> [INFORMATION PROVIDED]
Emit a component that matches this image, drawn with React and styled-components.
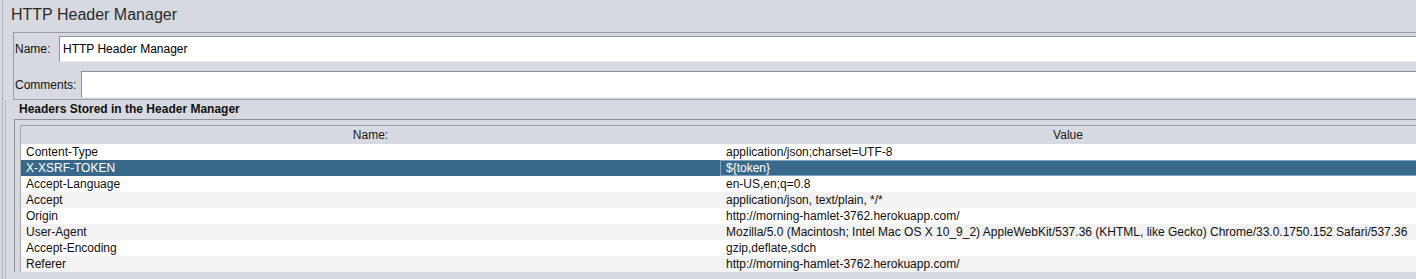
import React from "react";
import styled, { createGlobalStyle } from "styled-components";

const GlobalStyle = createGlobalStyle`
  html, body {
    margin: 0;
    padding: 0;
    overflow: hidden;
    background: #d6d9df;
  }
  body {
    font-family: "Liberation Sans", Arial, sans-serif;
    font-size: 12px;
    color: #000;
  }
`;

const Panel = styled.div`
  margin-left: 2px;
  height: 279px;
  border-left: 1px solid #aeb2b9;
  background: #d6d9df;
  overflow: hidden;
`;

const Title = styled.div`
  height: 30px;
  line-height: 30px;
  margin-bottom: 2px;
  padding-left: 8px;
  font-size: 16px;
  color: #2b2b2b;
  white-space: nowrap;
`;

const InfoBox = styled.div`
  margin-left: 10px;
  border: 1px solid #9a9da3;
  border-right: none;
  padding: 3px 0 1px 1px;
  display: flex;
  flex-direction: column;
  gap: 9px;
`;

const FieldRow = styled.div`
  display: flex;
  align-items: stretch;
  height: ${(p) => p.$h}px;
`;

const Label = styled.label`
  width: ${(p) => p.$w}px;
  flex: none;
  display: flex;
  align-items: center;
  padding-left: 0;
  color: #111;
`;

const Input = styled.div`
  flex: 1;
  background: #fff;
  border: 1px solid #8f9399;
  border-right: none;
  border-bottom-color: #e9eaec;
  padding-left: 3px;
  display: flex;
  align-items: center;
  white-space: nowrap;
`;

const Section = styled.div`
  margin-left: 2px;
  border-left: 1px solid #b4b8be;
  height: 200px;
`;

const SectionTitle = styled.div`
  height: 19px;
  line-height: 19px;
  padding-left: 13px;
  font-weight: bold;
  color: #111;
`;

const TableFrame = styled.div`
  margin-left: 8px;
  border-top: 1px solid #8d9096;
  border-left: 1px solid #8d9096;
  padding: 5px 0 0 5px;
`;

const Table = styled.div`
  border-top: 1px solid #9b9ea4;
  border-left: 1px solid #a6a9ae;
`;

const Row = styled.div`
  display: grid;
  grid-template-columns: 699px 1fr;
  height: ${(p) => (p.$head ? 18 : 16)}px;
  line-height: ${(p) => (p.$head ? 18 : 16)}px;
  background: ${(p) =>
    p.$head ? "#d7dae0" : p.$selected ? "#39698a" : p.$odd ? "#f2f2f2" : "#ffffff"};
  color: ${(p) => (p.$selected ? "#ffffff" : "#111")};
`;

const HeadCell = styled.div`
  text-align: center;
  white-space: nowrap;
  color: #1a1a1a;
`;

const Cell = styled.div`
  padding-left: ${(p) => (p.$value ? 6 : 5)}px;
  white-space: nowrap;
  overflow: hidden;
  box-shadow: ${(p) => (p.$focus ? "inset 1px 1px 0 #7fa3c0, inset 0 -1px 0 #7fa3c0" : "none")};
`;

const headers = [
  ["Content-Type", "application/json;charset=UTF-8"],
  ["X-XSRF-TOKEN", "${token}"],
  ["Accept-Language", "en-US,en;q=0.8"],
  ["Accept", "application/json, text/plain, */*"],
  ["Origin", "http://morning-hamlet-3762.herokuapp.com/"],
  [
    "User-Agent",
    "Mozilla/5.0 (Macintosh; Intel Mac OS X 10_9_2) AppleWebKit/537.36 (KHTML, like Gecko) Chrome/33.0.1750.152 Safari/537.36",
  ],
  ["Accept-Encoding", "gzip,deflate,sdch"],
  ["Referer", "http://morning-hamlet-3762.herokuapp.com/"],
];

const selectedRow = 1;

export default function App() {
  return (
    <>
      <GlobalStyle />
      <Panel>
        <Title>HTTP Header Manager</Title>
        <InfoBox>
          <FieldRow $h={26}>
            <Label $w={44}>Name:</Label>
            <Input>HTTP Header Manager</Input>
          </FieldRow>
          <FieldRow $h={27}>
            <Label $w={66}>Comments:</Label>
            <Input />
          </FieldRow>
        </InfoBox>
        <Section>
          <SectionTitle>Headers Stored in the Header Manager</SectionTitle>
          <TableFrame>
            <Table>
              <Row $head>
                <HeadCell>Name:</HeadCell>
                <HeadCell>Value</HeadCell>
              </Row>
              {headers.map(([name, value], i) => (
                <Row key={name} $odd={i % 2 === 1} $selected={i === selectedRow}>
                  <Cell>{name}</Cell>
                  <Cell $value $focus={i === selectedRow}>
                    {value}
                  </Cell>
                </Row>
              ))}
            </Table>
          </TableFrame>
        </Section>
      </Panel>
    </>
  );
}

> [WHAT IS EXPECTED] Reproduce the listing word for word and omit its pictures.

> [EXERCISE ANSWER]
Emit a component that matches this image, drawn with React and styled-components.
import React from "react";
import styled, { createGlobalStyle } from "styled-components";

const GlobalStyle = createGlobalStyle`
  html, body {
    margin: 0;
    padding: 0;
    overflow: hidden;
    background: #d6d9df;
  }
  body {
    font-family: "Liberation Sans", Arial, sans-serif;
    font-size: 12px;
    color: #000;
  }
`;

const Panel = styled.div`
  margin-left: 2px;
  height: 279px;
  border-left: 1px solid #aeb2b9;
  background: #d6d9df;
  overflow: hidden;
`;

const Title = styled.div`
  height: 30px;
  line-height: 30px;
  margin-bottom: 2px;
  padding-left: 8px;
  font-size: 16px;
  color: #2b2b2b;
  white-space: nowrap;
`;

const InfoBox = styled.div`
  margin-left: 10px;
  border: 1px solid #9a9da3;
  border-right: none;
  padding: 3px 0 1px 1px;
  display: flex;
  flex-direction: column;
  gap: 9px;
`;

const FieldRow = styled.div`
  display: flex;
  align-items: stretch;
  height: ${(p) => p.$h}px;
`;

const Label = styled.label`
  width: ${(p) => p.$w}px;
  flex: none;
  display: flex;
  align-items: center;
  padding-left: 0;
  color: #111;
`;

const Input = styled.div`
  flex: 1;
  background: #fff;
  border: 1px solid #8f9399;
  border-right: none;
  border-bottom-color: #e9eaec;
  padding-left: 3px;
  display: flex;
  align-items: center;
  white-space: nowrap;
`;

const Section = styled.div`
  margin-left: 2px;
  border-left: 1px solid #b4b8be;
  height: 200px;
`;

const SectionTitle = styled.div`
  height: 19px;
  line-height: 19px;
  padding-left: 13px;
  font-weight: bold;
  color: #111;
`;

const TableFrame = styled.div`
  margin-left: 8px;
  border-top: 1px solid #8d9096;
  border-left: 1px solid #8d9096;
  padding: 5px 0 0 5px;
`;

const Table = styled.div`
  border-top: 1px solid #9b9ea4;
  border-left: 1px solid #a6a9ae;
`;

const Row = styled.div`
  display: grid;
  grid-template-columns: 699px 1fr;
  height: ${(p) => (p.$head ? 18 : 16)}px;
  line-height: ${(p) => (p.$head ? 18 : 16)}px;
  background: ${(p) =>
    p.$head ? "#d7dae0" : p.$selected ? "#39698a" : p.$odd ? "#f2f2f2" : "#ffffff"};
  color: ${(p) => (p.$selected ? "#ffffff" : "#111")};
`;

const HeadCell = styled.div`
  text-align: center;
  white-space: nowrap;
  color: #1a1a1a;
`;

const Cell = styled.div`
  padding-left: ${(p) => (p.$value ? 6 : 5)}px;
  white-space: nowrap;
  overflow: hidden;
  box-shadow: ${(p) => (p.$focus ? "inset 1px 1px 0 #7fa3c0, inset 0 -1px 0 #7fa3c0" : "none")};
`;

const headers = [
  ["Content-Type", "application/json;charset=UTF-8"],
  ["X-XSRF-TOKEN", "${token}"],
  ["Accept-Language", "en-US,en;q=0.8"],
  ["Accept", "application/json, text/plain, */*"],
  ["Origin", "http://morning-hamlet-3762.herokuapp.com/"],
  [
    "User-Agent",
    "Mozilla/5.0 (Macintosh; Intel Mac OS X 10_9_2) AppleWebKit/537.36 (KHTML, like Gecko) Chrome/33.0.1750.152 Safari/537.36",
  ],
  ["Accept-Encoding", "gzip,deflate,sdch"],
  ["Referer", "http://morning-hamlet-3762.herokuapp.com/"],
];

const selectedRow = 1;

export default function App() {
  return (
    <>
      <GlobalStyle />
      <Panel>
        <Title>HTTP Header Manager</Title>
        <InfoBox>
          <FieldRow $h={26}>
            <Label $w={44}>Name:</Label>
            <Input>HTTP Header Manager</Input>
          </FieldRow>
          <FieldRow $h={27}>
            <Label $w={66}>Comments:</Label>
            <Input />
          </FieldRow>
        </InfoBox>
        <Section>
          <SectionTitle>Headers Stored in the Header Manager</SectionTitle>
          <TableFrame>
            <Table>
              <Row $head>
                <HeadCell>Name:</HeadCell>
                <HeadCell>Value</HeadCell>
              </Row>
              {headers.map(([name, value], i) => (
                <Row key={name} $odd={i % 2 === 1} $selected={i === selectedRow}>
                  <Cell>{name}</Cell>
                  <Cell $value $focus={i === selectedRow}>
                    {value}
                  </Cell>
                </Row>
              ))}
            </Table>
          </TableFrame>
        </Section>
      </Panel>
    </>
  );
}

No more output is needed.